▸ **Data lines**:
>>>

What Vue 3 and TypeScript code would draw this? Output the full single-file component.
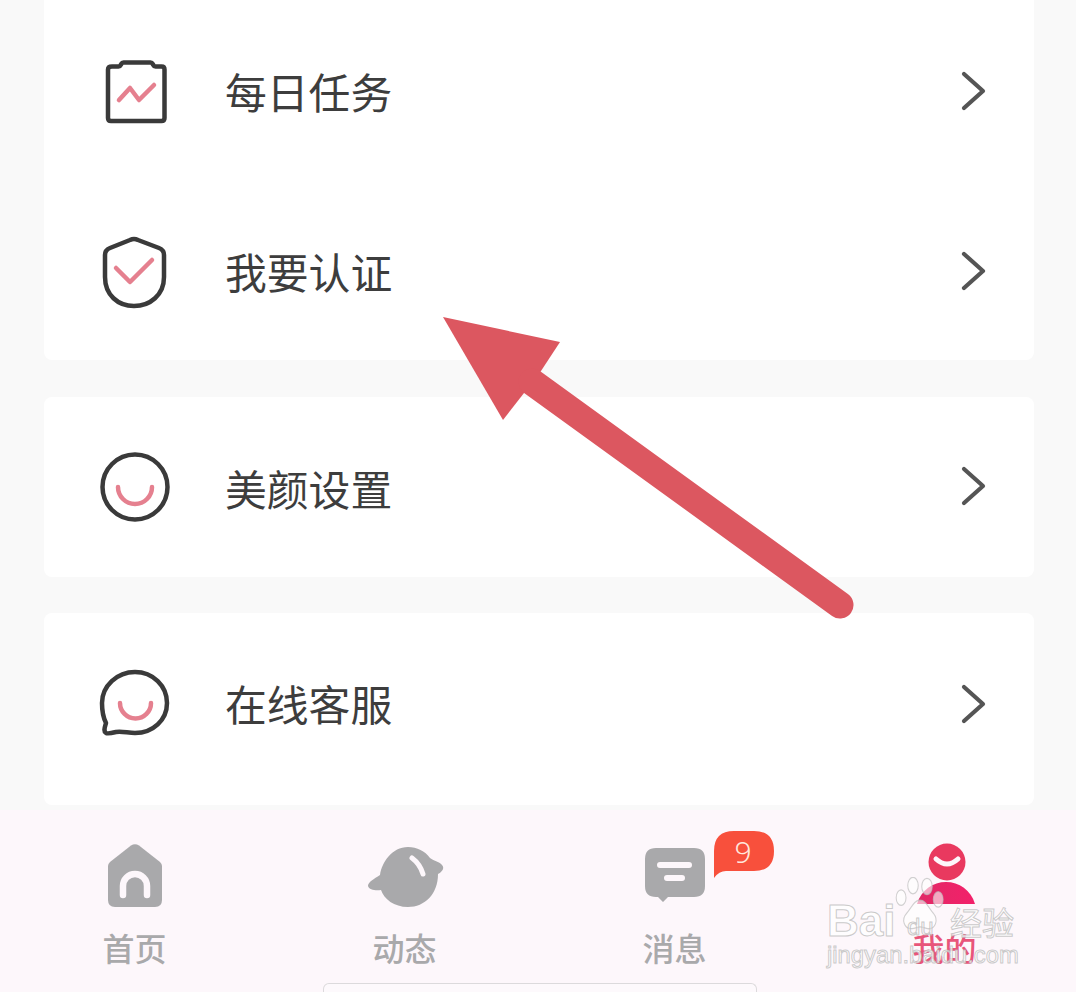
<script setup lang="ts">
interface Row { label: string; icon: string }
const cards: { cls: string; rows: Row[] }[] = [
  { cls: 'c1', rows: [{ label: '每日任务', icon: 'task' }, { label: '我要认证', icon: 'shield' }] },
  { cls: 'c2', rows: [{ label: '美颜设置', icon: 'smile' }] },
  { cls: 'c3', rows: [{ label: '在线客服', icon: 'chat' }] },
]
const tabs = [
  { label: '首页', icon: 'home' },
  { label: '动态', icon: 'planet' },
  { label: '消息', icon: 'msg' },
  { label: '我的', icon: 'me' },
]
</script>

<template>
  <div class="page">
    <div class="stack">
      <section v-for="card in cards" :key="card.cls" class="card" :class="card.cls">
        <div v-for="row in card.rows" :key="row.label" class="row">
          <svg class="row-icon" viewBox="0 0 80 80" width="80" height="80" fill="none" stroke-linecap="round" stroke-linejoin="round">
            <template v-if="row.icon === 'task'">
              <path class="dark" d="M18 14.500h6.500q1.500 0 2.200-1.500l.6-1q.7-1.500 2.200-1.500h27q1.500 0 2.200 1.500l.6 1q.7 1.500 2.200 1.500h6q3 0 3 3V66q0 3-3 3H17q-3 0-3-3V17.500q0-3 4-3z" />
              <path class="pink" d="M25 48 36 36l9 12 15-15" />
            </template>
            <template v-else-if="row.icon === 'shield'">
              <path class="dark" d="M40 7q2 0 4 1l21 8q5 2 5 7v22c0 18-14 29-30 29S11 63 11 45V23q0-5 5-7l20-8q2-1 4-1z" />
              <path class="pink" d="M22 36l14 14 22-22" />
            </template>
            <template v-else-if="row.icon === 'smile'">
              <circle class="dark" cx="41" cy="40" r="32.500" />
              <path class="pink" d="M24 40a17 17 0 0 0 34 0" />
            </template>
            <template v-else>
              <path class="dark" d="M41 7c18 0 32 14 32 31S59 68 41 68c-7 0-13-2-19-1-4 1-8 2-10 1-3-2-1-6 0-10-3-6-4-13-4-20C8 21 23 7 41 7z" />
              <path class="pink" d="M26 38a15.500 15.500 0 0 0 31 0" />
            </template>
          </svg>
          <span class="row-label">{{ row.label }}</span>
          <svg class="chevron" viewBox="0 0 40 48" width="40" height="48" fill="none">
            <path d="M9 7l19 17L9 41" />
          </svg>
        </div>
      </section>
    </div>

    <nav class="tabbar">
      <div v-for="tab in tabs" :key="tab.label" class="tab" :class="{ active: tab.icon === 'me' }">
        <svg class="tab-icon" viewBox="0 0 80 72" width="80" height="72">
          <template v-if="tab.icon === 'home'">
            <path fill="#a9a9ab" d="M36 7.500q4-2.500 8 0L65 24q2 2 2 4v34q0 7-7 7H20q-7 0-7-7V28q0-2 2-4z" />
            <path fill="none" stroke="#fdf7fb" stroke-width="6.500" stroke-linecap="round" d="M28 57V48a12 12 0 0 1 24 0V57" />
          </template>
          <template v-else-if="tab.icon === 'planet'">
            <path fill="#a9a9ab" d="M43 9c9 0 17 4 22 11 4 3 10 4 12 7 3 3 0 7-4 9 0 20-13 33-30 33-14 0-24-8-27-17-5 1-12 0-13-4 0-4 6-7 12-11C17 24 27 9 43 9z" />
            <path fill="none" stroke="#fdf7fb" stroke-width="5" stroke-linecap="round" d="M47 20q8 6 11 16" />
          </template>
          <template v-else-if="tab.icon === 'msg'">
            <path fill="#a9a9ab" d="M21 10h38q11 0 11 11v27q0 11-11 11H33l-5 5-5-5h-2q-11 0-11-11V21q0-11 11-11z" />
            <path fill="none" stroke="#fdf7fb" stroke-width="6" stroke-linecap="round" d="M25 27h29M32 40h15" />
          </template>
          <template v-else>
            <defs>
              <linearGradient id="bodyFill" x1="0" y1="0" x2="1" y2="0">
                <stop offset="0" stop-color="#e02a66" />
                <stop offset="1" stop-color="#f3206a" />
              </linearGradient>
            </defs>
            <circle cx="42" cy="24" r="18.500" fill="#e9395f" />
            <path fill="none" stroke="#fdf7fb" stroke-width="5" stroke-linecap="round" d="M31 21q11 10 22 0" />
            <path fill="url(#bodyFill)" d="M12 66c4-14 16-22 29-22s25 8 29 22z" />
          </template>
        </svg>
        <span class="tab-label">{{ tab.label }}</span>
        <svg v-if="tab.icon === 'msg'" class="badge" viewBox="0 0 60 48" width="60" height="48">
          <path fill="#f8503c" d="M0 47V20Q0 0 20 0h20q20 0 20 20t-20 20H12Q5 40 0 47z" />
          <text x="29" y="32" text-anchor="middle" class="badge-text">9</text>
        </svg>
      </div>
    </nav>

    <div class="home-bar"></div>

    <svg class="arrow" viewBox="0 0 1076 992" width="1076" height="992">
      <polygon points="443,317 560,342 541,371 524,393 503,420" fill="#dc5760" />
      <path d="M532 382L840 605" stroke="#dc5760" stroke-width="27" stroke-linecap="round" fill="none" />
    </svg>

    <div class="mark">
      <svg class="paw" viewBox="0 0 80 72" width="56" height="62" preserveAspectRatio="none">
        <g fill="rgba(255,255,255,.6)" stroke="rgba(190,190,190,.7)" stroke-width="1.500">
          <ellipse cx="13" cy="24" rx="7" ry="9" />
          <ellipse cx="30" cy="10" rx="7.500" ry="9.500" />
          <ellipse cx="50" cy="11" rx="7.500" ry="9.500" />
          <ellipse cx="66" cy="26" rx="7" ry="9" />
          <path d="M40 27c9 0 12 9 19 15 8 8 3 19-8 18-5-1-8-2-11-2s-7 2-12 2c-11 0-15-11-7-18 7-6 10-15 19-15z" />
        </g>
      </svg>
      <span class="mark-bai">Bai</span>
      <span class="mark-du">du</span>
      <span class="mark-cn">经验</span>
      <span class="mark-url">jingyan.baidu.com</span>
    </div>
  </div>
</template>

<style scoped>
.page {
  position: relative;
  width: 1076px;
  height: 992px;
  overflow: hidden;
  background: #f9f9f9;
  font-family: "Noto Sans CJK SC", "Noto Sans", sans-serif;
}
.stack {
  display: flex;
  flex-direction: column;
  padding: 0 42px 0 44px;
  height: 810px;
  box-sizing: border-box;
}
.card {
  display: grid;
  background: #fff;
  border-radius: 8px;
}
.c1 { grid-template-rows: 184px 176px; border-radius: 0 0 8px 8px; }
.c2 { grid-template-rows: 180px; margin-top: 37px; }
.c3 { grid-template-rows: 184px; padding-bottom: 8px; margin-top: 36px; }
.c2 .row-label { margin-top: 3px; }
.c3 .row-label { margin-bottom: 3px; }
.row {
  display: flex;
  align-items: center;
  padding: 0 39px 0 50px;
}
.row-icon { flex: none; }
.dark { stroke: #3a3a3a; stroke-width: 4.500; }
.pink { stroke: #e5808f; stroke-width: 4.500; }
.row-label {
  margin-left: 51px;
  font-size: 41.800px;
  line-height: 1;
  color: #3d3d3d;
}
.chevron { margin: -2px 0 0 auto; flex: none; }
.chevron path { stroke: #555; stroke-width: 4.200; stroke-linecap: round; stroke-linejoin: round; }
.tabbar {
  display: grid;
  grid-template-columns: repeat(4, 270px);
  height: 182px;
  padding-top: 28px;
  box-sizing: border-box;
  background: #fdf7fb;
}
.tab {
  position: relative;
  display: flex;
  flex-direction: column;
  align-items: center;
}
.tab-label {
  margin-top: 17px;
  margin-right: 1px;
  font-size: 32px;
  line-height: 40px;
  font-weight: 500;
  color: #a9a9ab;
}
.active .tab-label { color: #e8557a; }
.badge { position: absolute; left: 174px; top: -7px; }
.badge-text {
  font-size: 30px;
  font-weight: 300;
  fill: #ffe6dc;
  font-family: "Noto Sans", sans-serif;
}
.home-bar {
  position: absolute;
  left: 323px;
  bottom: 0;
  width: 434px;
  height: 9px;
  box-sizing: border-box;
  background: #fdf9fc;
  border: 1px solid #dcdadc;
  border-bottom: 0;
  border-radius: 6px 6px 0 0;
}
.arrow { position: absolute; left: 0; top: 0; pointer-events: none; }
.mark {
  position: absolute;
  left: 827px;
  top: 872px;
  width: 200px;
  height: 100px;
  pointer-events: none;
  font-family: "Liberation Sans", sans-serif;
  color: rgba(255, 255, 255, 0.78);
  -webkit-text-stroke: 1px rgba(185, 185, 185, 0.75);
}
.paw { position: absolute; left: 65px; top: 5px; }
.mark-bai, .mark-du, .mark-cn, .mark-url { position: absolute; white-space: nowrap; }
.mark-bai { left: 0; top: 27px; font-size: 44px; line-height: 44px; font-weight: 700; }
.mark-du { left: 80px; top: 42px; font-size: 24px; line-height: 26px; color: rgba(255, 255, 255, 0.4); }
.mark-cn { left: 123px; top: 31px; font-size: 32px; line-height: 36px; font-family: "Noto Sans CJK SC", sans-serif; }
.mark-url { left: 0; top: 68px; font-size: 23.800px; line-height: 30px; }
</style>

<<<
>>>

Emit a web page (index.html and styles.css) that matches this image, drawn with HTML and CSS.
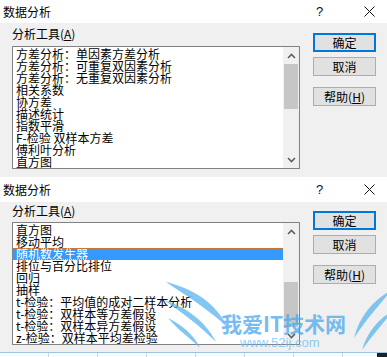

<<<
>>>

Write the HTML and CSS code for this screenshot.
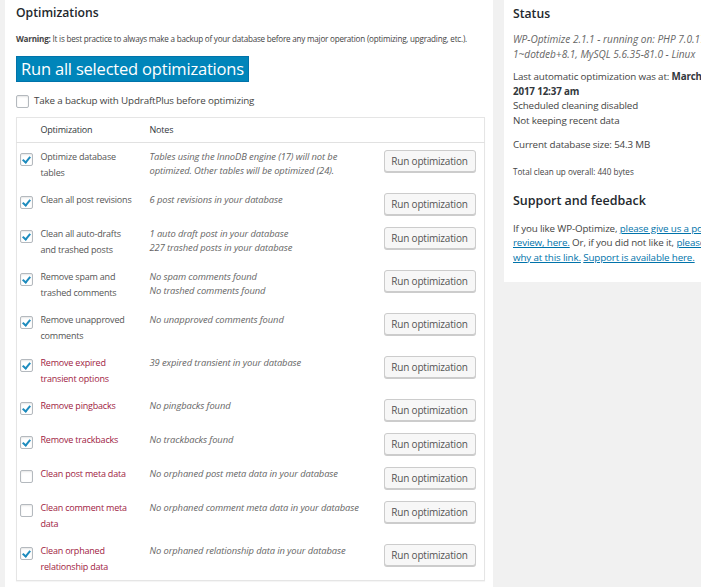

<<<

▸ **Goal**:
Find every line that has "page" in it, then return those lines.

▸ **Written response**:
  <div class="page">
.page {
Emit a web page (index.html and styles.css) that matches this image, drawn with HTML and CSS.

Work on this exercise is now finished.